Revista Mujeres.- ¿De qué se habla cuando se argumenta a favor o en contra de la igualdad entre el hombre y la mujer? ¿De diferencias y similitudes físicas? ¿De actitudes y aptitudes? ¿Se habla de derechos y deberes?


A mi juicio, el tema de la igualdad entre el hombre y la mujer no puede ser discutido en la sociedad cubana como se pudiera producir en otras latitudes, aun cuando nos lastren mentalidades retrógradas, causantes de graves conflictos de los que no están libres ninguno de los dos sexos.

En naciones desarrolladas el matrimonio condicionado por la separación de bienes, la procreación mínima o la vida independiente no hace, en mi opinión, más libre a la mujer. La hace más sola.

En países pobres, la dependencia económica, la marginación familiar o social —nunca se sabe donde empieza una y termina la otra— enajena de todo derecho a superarse y encontrar un lugar bajo el sol. Todo esto puede dar pie a concepciones erróneas y a recetas extemporáneas, sobre el modelo familiar «quien-se-ocupa-de-la-casa-quien-procura-el-sustento», en el cual Cuba no encaja.

En nuestro país aún no hemos encontrado el meollo de la discusión, al menos a nivel microsocial, pues en lo tocante al nivel académico o macrosocial se ha avanzado mucho. Y la sociedad cubana tiene sus peculiaridades: la mujer ocupa con la misma responsabilidad cargos técnicos y científicos, ejecutivos o políticos; las universidades cubanas generalmente están más pobladas de mujeres que de hombres, y la mujer cubana va con mejores posibilidades de hacer valer sus derechos, porque la sociedad está diseñada para defenderla.

Pero esto no se consigue solo con la idea. En circunstancias mediáticas se sigue viendo el problema como si pudiera resolverse con nomenclaturas tales como niños y niñas, presidente y presidenta, y así hasta el chiste de periodistas y periodistos.

Por el camino de la controversia se olvida un detalle: el ser humano es único y diverso, único en la diversidad y diverso en la unidad. Traducido al buen cubano significa: no hay dos hombres iguales; tampoco dos mujeres y somos en suma, humanidad.

Conozco a unos cuantos hombres incapaces de lanzar la jabalina como nuestra primera campeona olímpica, y conozco a unas cuantas mujeres inhábiles para cocinar, ni por providencia como el siempre recordado Smith.

Y a mi juicio esa es la mayor virtud de un enfoque de género: el análisis de las diferencias y las similitudes para lograr equilibrio.

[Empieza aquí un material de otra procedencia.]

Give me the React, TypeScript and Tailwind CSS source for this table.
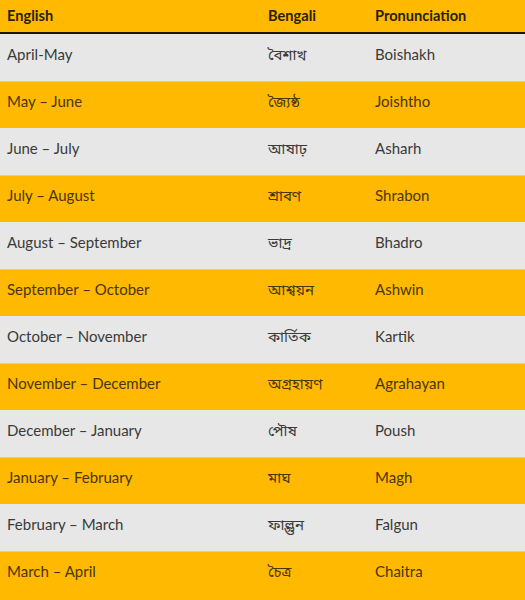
import React from "react";

const rows: [string, string, string][] = [
  ["April-May", "বৈশাখ", "Boishakh"],
  ["May – June", "জ্যৈষ্ঠ", "Joishtho"],
  ["June – July", "আষাঢ়", "Asharh"],
  ["July – August", "শ্রাবণ", "Shrabon"],
  ["August – September", "ভাদ্র", "Bhadro"],
  ["September – October", "আশ্বয়ন", "Ashwin"],
  ["October – November", "কার্তিক", "Kartik"],
  ["November – December", "অগ্রহায়ণ", "Agrahayan"],
  ["December – January", "পৌষ", "Poush"],
  ["January – February", "মাঘ", "Magh"],
  ["February – March", "ফাল্গুন", "Falgun"],
  ["March – April", "চৈত্র", "Chaitra"],
];

export default function App() {
  return (
    <div
      className="w-[525px] h-[600px] overflow-hidden bg-[#ffb900]"
      style={{ fontFamily: "Lato, 'Noto Sans Bengali', 'Lohit Bengali', 'Noto Sans', sans-serif" }}
    >
      <div className="grid grid-cols-[261px_107px_1fr] h-[34px] items-center border-b-2 border-[#1c1400] text-[14.6px] font-bold text-[#2a1e00]">
        <div className="pl-[7px]">English</div>
        <div className="pl-[7px]">Bengali</div>
        <div className="pl-[7px]">Pronunciation</div>
      </div>
      {rows.map((r, i) => {
        const yellow = i % 2 === 1;
        return (
          <div
            key={i}
            className={
              yellow
                ? "grid grid-cols-[261px_107px_1fr] h-[47px] pt-[9px] bg-[#ffb900] border-t border-[#f6cd66] text-[15px] text-[#4a3600]"
                : "grid grid-cols-[261px_107px_1fr] h-[47px] pt-[10px] bg-[#e7e7e7] text-[15px] text-[#3a3a3a]"
            }
          >
            <div className="pl-[7px] leading-[20px]">{r[0]}</div>
            <div className="pl-[7px] leading-[20px]">{r[1]}</div>
            <div className="pl-[7px] leading-[20px]">{r[2]}</div>
          </div>
        );
      })}
    </div>
  );
}
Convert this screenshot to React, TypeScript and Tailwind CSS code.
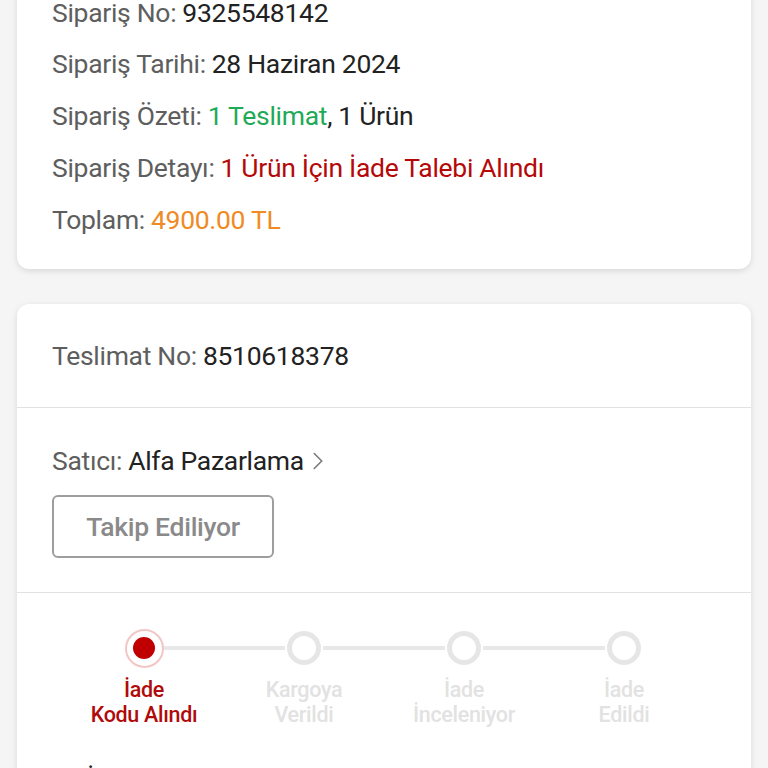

Un estudio realizado hace algunos años sobre bases de datos de mortalidad de la Dirección Nacional de Estadísticas, tuvo como objetivo identificar diferencias en los niveles de mortalidad según un enfoque de género en la población cubana. El estudio determinó que en Cuba las mujeres viven un poco más que los hombres. Por cada año dejado de vivir por una mujer, los hombres dejaron de vivir 4 años, sobre todo en edades más jóvenes, entre 30 y 49 años.

Hay diferencias porque existen factores biológicos (genéticos, hereditarios y fisiológicos), manifiestos de forma disímil para cada sexo, en relación con los riesgos de enfermedades, invisibles muchas veces para los patrones de las ciencias de la salud. Un enfoque de género encauzaría —debería encauzar— la equidad no solo en lo moral, sino también la identificación de la salud según el sexo, para ayudar en la conformación de soluciones y vías de intervención sanitaria y social.

No es fijar supremacías, ni tampoco atrincheramientos, porque la vida —y por ende también la muerte—, actúa sin mirar a quién. Se trata de vivir, y eso es lo bueno, con conocimiento de causa de ventajas, de límites y de equilibrio, sin que un enfoque de género no separe sino ayude a juntar voluntades.

Y no creo que en verdad haga falta —no todavía— una propuesta de fundación de la Federación de Hombres Cubanos (FHC), aunque para algunos haya indicios de que nos estamos volviendo minoría.